Quite a few people have said to me this year that they can’t understand how I manage to write so open and honestly about the topics I address in having a sibling with DMD. Very kind words, but you should really know that the reality is I love writing by blog because I want to help other people, but it is by no means easy for me. I am in general a very open and honest person, I don’t do the BS and I try to write with an honesty that I wish I had gotten from other people in the same position as myself. However, the majority of the times I write I do have a little cry when some of the topics I address force me to reflect. The amount of times I write, re-write and scrap the whole thing and start again is ridiculous. So guys, I am just pretty normal in that respect. I carry on writing even when it’s difficult because I feel really passionate about sharing the good, bad and the ugly in a way that can help support and guide other people at times when I really needed it too.
Something I think we all struggle with from time to time are emotions, and when you have a sibling with DMD more commonly anger. I think it’s granted that we get mad at the situation we are in through nobody fault, but sometimes it’s hard to learn how to process and control that anger in a healthy way. That’s why I thought it would be appropriate to share with you my experience with it and the techniques I use that help me.
We all get mad, but I know that I personally go through prolonged periods of anger that can be exhausting and very difficult to move forward with. No I don’t quite turn into the hulk… although I think my hubby might contest that’s it’s a close call!!
My personal experience has come partly from just not being able to fix my siblings illness. Due to Joe’s condition I think I grew up quicker than most, and was a bit too sensible for my age a lot of the time. I have always been very aware of situations that occur around me from a young age, and the being able to sense when things are difficult for someone else without them really saying anything. This is very much a blessing and a curse because I naturally want to be able to help everyone and fix it or make it better, even if that comes at a cost to myself. I mean how do you consciously turn a blind eye to how someone else is struggling, and not try to do something to help even just a little bit? To me it feels like the natural thing to do. I don’t know that I have always been that way, but as the oldest sibling I feel I have a duty of protection to my other family members. I don’t do it for any other reason that I just want to be able to help, but that comes with it’s frustration because there are some things I just can’t fix, and that is pretty difficult to accept at times.
There a multitude of things that are quite natural to be angry about when you have a sibling with DMD; the lack of support from other people, the unfairness of not being able to fix it, not being able to take away the pain it causes, having to be more grown up than you feel like being, having to understand things about life and the world from much younger than everyone else, not being able to just be ‘normal’ but to name just a few. These are things that not everyone can understand… but we do.

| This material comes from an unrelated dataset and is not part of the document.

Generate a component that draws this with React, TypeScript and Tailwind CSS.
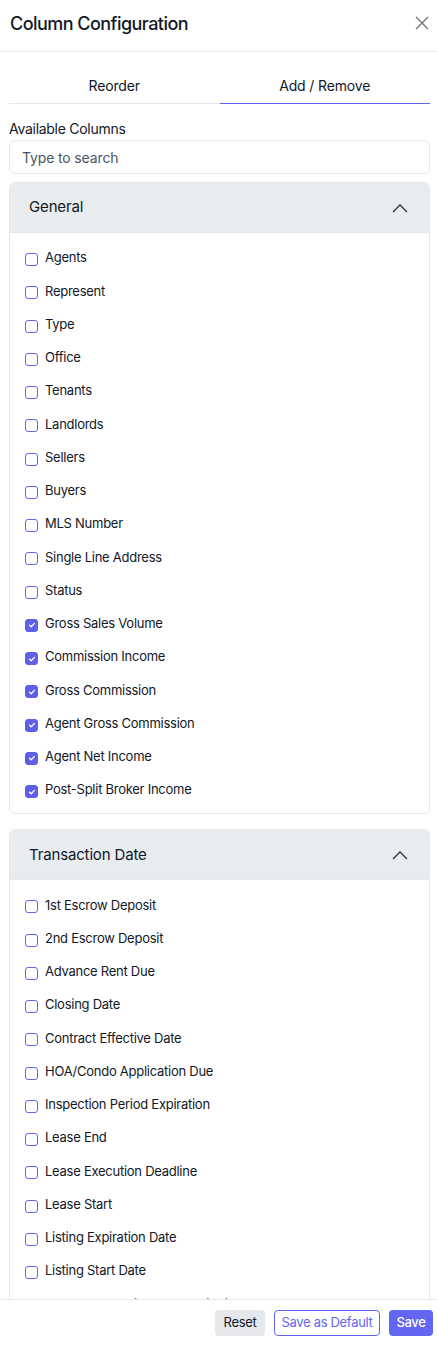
import React, { useState } from 'react';

const generalColumns = [
  { name: 'Agents', checked: false },
  { name: 'Represent', checked: false },
  { name: 'Type', checked: false },
  { name: 'Office', checked: false },
  { name: 'Tenants', checked: false },
  { name: 'Landlords', checked: false },
  { name: 'Sellers', checked: false },
  { name: 'Buyers', checked: false },
  { name: 'MLS Number', checked: false },
  { name: 'Single Line Address', checked: false },
  { name: 'Status', checked: false },
  { name: 'Gross Sales Volume', checked: true },
  { name: 'Commission Income', checked: true },
  { name: 'Gross Commission', checked: true },
  { name: 'Agent Gross Commission', checked: true },
  { name: 'Agent Net Income', checked: true },
  { name: 'Post-Split Broker Income', checked: true },
];

const dateColumns = [
  '1st Escrow Deposit',
  '2nd Escrow Deposit',
  'Advance Rent Due',
  'Closing Date',
  'Contract Effective Date',
  'HOA/Condo Application Due',
  'Inspection Period Expiration',
  'Lease End',
  'Lease Execution Deadline',
  'Lease Start',
  'Listing Expiration Date',
  'Listing Start Date',
  'Mortgage Contingency Expiration',
  'Title Commitment Due',
].map((name) => ({ name, checked: false }));

function Checkbox({ checked }: { checked: boolean }) {
  return (
    <span
      className={`flex h-[13px] w-[13px] shrink-0 items-center justify-center rounded-[3px] border ${
        checked ? 'border-[#5f5fe8] bg-[#5f5fe8]' : 'border-[#6366f1] bg-white'
      }`}
    >
      {checked && (
        <svg width="8" height="8" viewBox="0 0 8 8" fill="none">
          <path d="M1.6 4.2 3.2 5.7 6.4 2.4" stroke="white" strokeWidth="1.3" strokeLinecap="round" strokeLinejoin="round" />
        </svg>
      )}
    </span>
  );
}

function Section({ title, items }: { title: string; items: { name: string; checked: boolean }[] }) {
  const [open, setOpen] = useState(true);
  return (
    <div className="overflow-hidden rounded-md border border-[#e5e7eb] bg-white">
      <button
        onClick={() => setOpen(!open)}
        className="flex h-[50px] w-full items-center justify-between border-b border-[#e5e7eb] bg-[#e9ecef] pl-[19px] pr-[20px] text-left text-[15px] tracking-[-0.01em] text-[#111827]"
      >
        <span>{title}</span>
        <svg width="18" height="18" viewBox="0 0 18 18" fill="none">
          <path d="M2 13 9 6l7 7" stroke="#333" strokeWidth="1.3" />
        </svg>
      </button>
      {open && (
        <div className="pb-[5px] pt-[10px]">
          {items.map((item) => (
            <label key={item.name} className="flex h-[33.25px] items-center gap-[7px] px-[15px] text-[13px] tracking-[-0.02em] text-[#111827]">
              <Checkbox checked={item.checked} />
              <span className="-mt-[3px]">{item.name}</span>
            </label>
          ))}
        </div>
      )}
    </div>
  );
}

export default function App() {
  const [tab, setTab] = useState('add');

  return (
    <div className="flex h-[1346px] flex-col overflow-hidden bg-white font-['Inter',sans-serif] text-[#111827]">
      <div className="flex h-[52px] shrink-0 items-center justify-between border-b border-[#e5e7eb] px-[10px]">
        <h1 className="-mt-[4px] text-[18px] font-medium tracking-[-0.03em]">Column Configuration</h1>
        <svg width="16" height="16" viewBox="0 0 16 16" fill="none" className="-mt-[6px] mr-[-3px]">
          <path d="M2 2l12 12M14 2 2 14" stroke="#777" strokeWidth="1.4" />
        </svg>
      </div>

      <div className="flex-1 overflow-hidden pl-[9px] pr-[7px]">
        <div className="mt-[15px] flex">
          <button
            onClick={() => setTab('reorder')}
            className={`h-[37px] flex-1 border-b text-[14px] tracking-[-0.01em] ${tab === 'reorder' ? 'border-[#6366f1]' : 'border-[#e5e7eb]'}`}
          >
            Reorder
          </button>
          <button
            onClick={() => setTab('add')}
            className={`h-[37px] flex-1 border-b text-[14px] tracking-[-0.01em] ${tab === 'add' ? 'border-[#6366f1]' : 'border-[#e5e7eb]'}`}
          >
            Add / Remove
          </button>
        </div>

        <div className="mt-[15px] text-[14px] leading-[20px] tracking-[-0.02em]">Available Columns</div>
        <input
          placeholder="Type to search"
          className="mt-[1px] h-[34px] w-full rounded-md border border-[#e5e7eb] px-[12px] text-[14px] tracking-[-0.01em] outline-none placeholder:text-[#4b5563]"
        />

        <div className="mt-[8px] space-y-[15px]">
          <Section title="General" items={generalColumns} />
          <Section title="Transaction Date" items={dateColumns} />
        </div>
      </div>

      <div className="flex h-[47px] shrink-0 items-center justify-end gap-[9px] border-t border-[#e5e7eb] px-[4px] tracking-[-0.02em]">
        <button className="h-[26px] w-[50px] rounded-[4px] bg-[#e5e7eb] text-[13px] text-[#111827]">Reset</button>
        <button className="h-[26px] w-[106px] rounded-[4px] border border-[#6366f1] bg-white text-[13px] text-[#6366f1]">Save as Default</button>
        <button className="h-[26px] w-[44px] rounded-[4px] bg-[#6366f1] text-[13px] font-medium text-white">Save</button>
      </div>
    </div>
  );
}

If we are not careful it is so easy to let this anger consume you, and not only is it not healthy, but the only person it’s hurting more is yourself. You have to allow yourself that time to just be pissed off, but then you need to find a healthy release that works for you. I personally swear by the gym. If I’m feeling anxious, stressed or angry I find working out always helps me feel a lot better. It doesn’t take it away, but it does allow me to process things in a more rational and calmer way. The gym might not work for you, but there are lot of things you can try until you find something that works for you such as; yoga, meditation, listening to music, colouring in, cooking, walking etc. If all that fails… wine is always my fail safe!
There are days where I am angry because I just want to be a ‘normal’ 28 year old with nothing more pressing to worry about than why my hubby hasn’t put the washing in for the third time this week! But instead I worry that my mum and dad are struggling, that Joe’s health hasn’t been great, are my other siblings ok? Do they need more from me? Why don’t people see things the way I do? Can people not see mum and dad are exhausted!? On top of, how the bloody hell can he not see the bloody washing needs done!! So you combine normal fails life stresses with stresses that most people never have to worry about, but we wouldn’t be human if we didn’t feel this way from time to time.
All the above being said, let’s focus on some of the positive things that DMD can bring to your life. Some of the good things DMD have taught me are; when all else fails developing a wicked sense of humour really helps, there are happy memories to be found in the smallest of things, I’m actually quite good at caring for people, I have a strength that I wouldn’t have had otherwise, making memories is what really matters, family is the most important gift you could ever have, how to lighten up because although life is tough, everything doesn’t have to be so serious, I’ve learned to love football (through no choice of my own) and I am a better version of myself because of some of the tough life lessons I have had to learn.
Never forget that while you’re busy being angry life is still happening, so find something that makes you smile everyday no matter how small, and remember at least 1 positive thing that DMD has brought to your life every day, because there are more to choose from than you think.